Globetrotting writer Gaby Doman tells us why she is suddenly homesick
It doesn’t happen very often, but this week it’s struck hard; I’m homesick. I haven’t been back to the United Kingdom in nearly three years and this week, out of nowhere, I’ve got all nostalgic.
Let me stress to you how unlike me this is; I always tell people the only thing I miss about the UK is my family and friends. The thought of expensive trains, identikit high streets and wearing everything I own because it’s so cold and wet doesn’t appeal. Until now, oddly. All that stuff is making me go bleary eyed and sentimental.
Perhaps it’s the winter clothing coming into the stores — I have no idea why they sell that kind of stuff in Bangkok — or perhaps it’s because summer is over and my thoughts immediately go to Christmas. Christmas just isn’t Christmas in the heat. Apologies for mentioning the C word so early in the year, I know how much it upsets some people.
Anyway, yesterday, I was dreamily poring over woolly leggings, stroking huge fluffy jumpers dreamily and even contemplating buying some boots, despite the hair-frizz inducing humidity outside.
The day before that I spotted a copy of a trashy UK celebrity magazine in Starbucks and swooped on it and clutched it to my chest like it was a long-lost ancient manuscript.
I ordered a super large coffee and, with glee, flicked through each page in awe; wondering who on earth everyone in the photos were. There were four page spreads on people I’d never heard of, who were apparently stars of hit TV shows I had no idea about. I read it with the same fascination you do when you first move to another country; who are these people and why should I care about their boring love lives, diet, style?
Of course, despite the fact I didn’t know anyone in it, I stealthily tucked it into my bag and dashed away with the stolen mag so I could devour it at leisure later in the day.
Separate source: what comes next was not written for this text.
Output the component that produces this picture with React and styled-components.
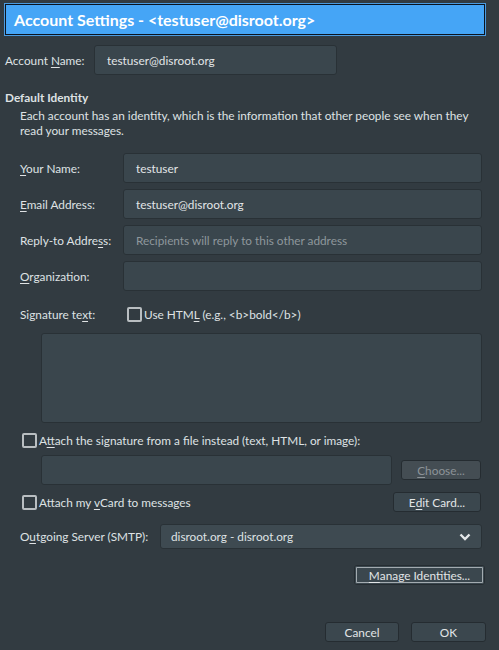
import React from 'react'
import styled, { createGlobalStyle } from 'styled-components'

const Global = createGlobalStyle`
  html, body {
    margin: 0;
    padding: 0;
    background: #323b41;
  }
  body {
    font-family: Lato, "Noto Sans", sans-serif;
    font-size: 11.8px;
    color: #dfe2e4;
  }
`

const Chevron = () => (
  <svg width="12" height="8" viewBox="0 0 12 8">
    <path d="M1.5 1.5 L6 6 L10.5 1.5" fill="none" stroke="#e4e7e9" strokeWidth="2.4" />
  </svg>
)

const App = () => {
  return (
    <Window>
      <Global />
      <TitleBar>Account Settings - &lt;testuser@disroot.org&gt;</TitleBar>

      <AccountRow>
        <Label w={89}>Account <u>N</u>ame:</Label>
        <Field w={243}>testuser@disroot.org</Field>
      </AccountRow>

      <SectionTitle>Default Identity</SectionTitle>
      <Description>
        Each account has an identity, which is the information that other people see when they
        <br />read your messages.
      </Description>

      <Identity>
        <Row>
          <Label w={103}><u>Y</u>our Name:</Label>
          <Field grow>testuser</Field>
        </Row>
        <Row>
          <Label w={103}><u>E</u>mail Address:</Label>
          <Field grow>testuser@disroot.org</Field>
        </Row>
        <Row>
          <Label w={103}>Reply-to Addre<u>s</u>s:</Label>
          <Field grow placeholder>Recipients will reply to this other address</Field>
        </Row>
        <Row>
          <Label w={103}><u>O</u>rganization:</Label>
          <Field grow />
        </Row>

        <SigRow>
          <Label w={107}>Signature te<u>x</u>t:</Label>
          <Check>
            <Box />
            <span>Use HTM<u>L</u> (e.g., &lt;b&gt;bold&lt;/b&gt;)</span>
          </Check>
        </SigRow>
        <TextArea />

        <AttachRow>
          <Check>
            <Box />
            <span>A<u>t</u>tach the signature from a file instead (text, HTML, or image):</span>
          </Check>
        </AttachRow>
        <FileRow>
          <Field w={351} />
          <Button disabled w={80}><u>C</u>hoose...</Button>
        </FileRow>

        <VCardRow>
          <Check>
            <Box />
            <span>Attach my <u>v</u>Card to messages</span>
          </Check>
          <Button w={88}>E<u>d</u>it Card...</Button>
        </VCardRow>

        <ServerRow>
          <Label w={140}>O<u>u</u>tgoing Server (SMTP):</Label>
          <Select>
            <span>disroot.org - disroot.org</span>
            <Chevron />
          </Select>
        </ServerRow>
      </Identity>

      <ManageRow>
        <Button w={131} focused><u>M</u>anage Identities...</Button>
      </ManageRow>

      <Footer>
        <Button w={74}>Cancel</Button>
        <Button w={75}>OK</Button>
      </Footer>
    </Window>
  )
}

export default App

const Window = styled.div`
  height: 650px;
  display: flex;
  flex-direction: column;
  overflow: hidden;
  & > * {
    flex: none;
  }
  u {
    text-decoration: underline;
    text-underline-offset: 2px;
  }
`

const TitleBar = styled.div`
  margin: 3px 0 0 4px;
  width: 482px;
  height: 33px;
  box-sizing: border-box;
  border: 1px solid #4a9be0;
  box-shadow: inset 0 0 0 1px #0b1420;
  background: #45a5f6;
  color: #ffffff;
  font-size: 16px;
  font-weight: 700;
  display: flex;
  align-items: center;
  padding-left: 9px;
  padding-bottom: 1px;
`

const AccountRow = styled.div`
  display: flex;
  align-items: center;
  margin-top: 9px;
  padding-left: 5px;
`

const Label = styled.div`
  width: ${p => p.w}px;
  flex: none;
  white-space: nowrap;
`

const Field = styled.div`
  box-sizing: border-box;
  height: 30px;
  ${p => (p.grow ? 'flex: 1;' : `width: ${p.w}px; flex: none;`)}
  background: #3a464d;
  border: 1px solid #293136;
  border-radius: 3px;
  display: flex;
  align-items: center;
  padding-left: 12px;
  color: ${p => (p.placeholder ? '#8e979c' : '#e2e5e7')};
  white-space: nowrap;
`

const SectionTitle = styled.div`
  margin-top: 15px;
  padding-left: 5px;
  font-weight: 700;
  line-height: 15px;
`

const Description = styled.div`
  margin-top: 3px;
  padding-left: 20px;
  line-height: 15px;
  white-space: nowrap;
`

const Identity = styled.div`
  margin-top: 15px;
  padding: 0 17px 0 20px;
  display: flex;
  flex-direction: column;
`

const Row = styled.div`
  display: flex;
  align-items: center;
  margin-bottom: 6px;
`

const SigRow = styled.div`
  display: flex;
  align-items: center;
  height: 22px;
  margin-top: 6px;
`

const Check = styled.label`
  display: flex;
  align-items: center;
  gap: 2px;
  white-space: nowrap;
`

const Box = styled.span`
  width: 15px;
  height: 15px;
  box-sizing: border-box;
  border: 2px solid #b9bec1;
  border-radius: 2px;
  background: #323b41;
  flex: none;
`

const TextArea = styled.div`
  margin: 8px 0 0 21px;
  height: 90px;
  box-sizing: border-box;
  background: #3a464d;
  border: 1px solid #293136;
  border-radius: 3px;
`

const AttachRow = styled.div`
  display: flex;
  align-items: center;
  height: 18px;
  margin: 8px 0 0 2px;
`

const FileRow = styled.div`
  display: flex;
  align-items: center;
  justify-content: space-between;
  margin: 6px 1px 0 21px;
`

const Button = styled.div`
  box-sizing: border-box;
  width: ${p => p.w}px;
  height: 20px;
  flex: none;
  display: flex;
  align-items: center;
  justify-content: center;
  border-radius: 3px;
  border: 1px solid #252c31;
  background: ${p => (p.disabled ? '#444d53' : '#3b474e')};
  color: ${p => (p.disabled ? '#8c9398' : '#e2e5e7')};
  box-shadow: ${p => (p.focused ? 'inset 0 0 0 1px #3b474e, inset 0 0 0 2px #a3abb0' : 'none')};
  white-space: nowrap;
`

const VCardRow = styled.div`
  display: flex;
  align-items: center;
  justify-content: space-between;
  margin: 7px 1px 0 2px;
`

const ServerRow = styled.div`
  display: flex;
  align-items: center;
  margin-top: 12px;
`

const Select = styled.div`
  flex: 1;
  height: 25px;
  box-sizing: border-box;
  background: #3e4a51;
  border: 1px solid #293136;
  border-radius: 3px;
  display: flex;
  align-items: center;
  justify-content: space-between;
  padding: 0 10px 0 10px;
`

const ManageRow = styled.div`
  display: flex;
  justify-content: flex-end;
  margin-top: 16px;
  padding-right: 14px;
`

const Footer = styled.div`
  display: flex;
  justify-content: flex-end;
  gap: 12px;
  margin-top: 37px;
  padding-right: 13px;
`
This isn’t normal behaviour for me. Usually I am as interested in celebrities as I am in the lives of anyone else I’ve never met; ie not at all (unless it’s Tom Cruise, who I have a bizarre fascination with due to the fact he’s an absolute nutter).
I think I was so fascinated by this terrible magazine because it made me realise just how much I’ll feel like a foreigner in my own country. As well as not knowing any of the present TV shows or celebrities, I’ve forgotten other things I used to not even think about; whether you sit in the front or the back seat of a cab in the UK, how much a coffee is and where on earth people get lunch when there’s no street food to buy.
I’m also totally out of the loop on what’s happening in my town. I saw a photo of a crane pulling down my Middle School a few months ago and I felt both heartbroken (it was a lovely school and the place where I had my first major crush on a Portuguese boy called Oliver) and disgruntled that nobody had told me. Apparently the club I used to frequent every single weekend and briefly worked in had closed down too.
I suppose you feel as though where you grew up will always stay as it was, especially when you grow up in a small town and when you see it changing, you have a desire to go back and see if it’s still home. Even if Bangkok is the city I love, I’ll never be a local here (I still get people laugh and stare at me every day here, thanks to my white blonde hair and skin so gleaming white you can’t look directly at it).
There’s nothing else for it; I need to book a holiday back to the UK where my dazzling skin tone goes unnoticed (and can largely stay concealed under the three jumpers and coat that are essential in the UK) and where I can smugly tell people I have no idea what TOWIE is. Time to book some flights.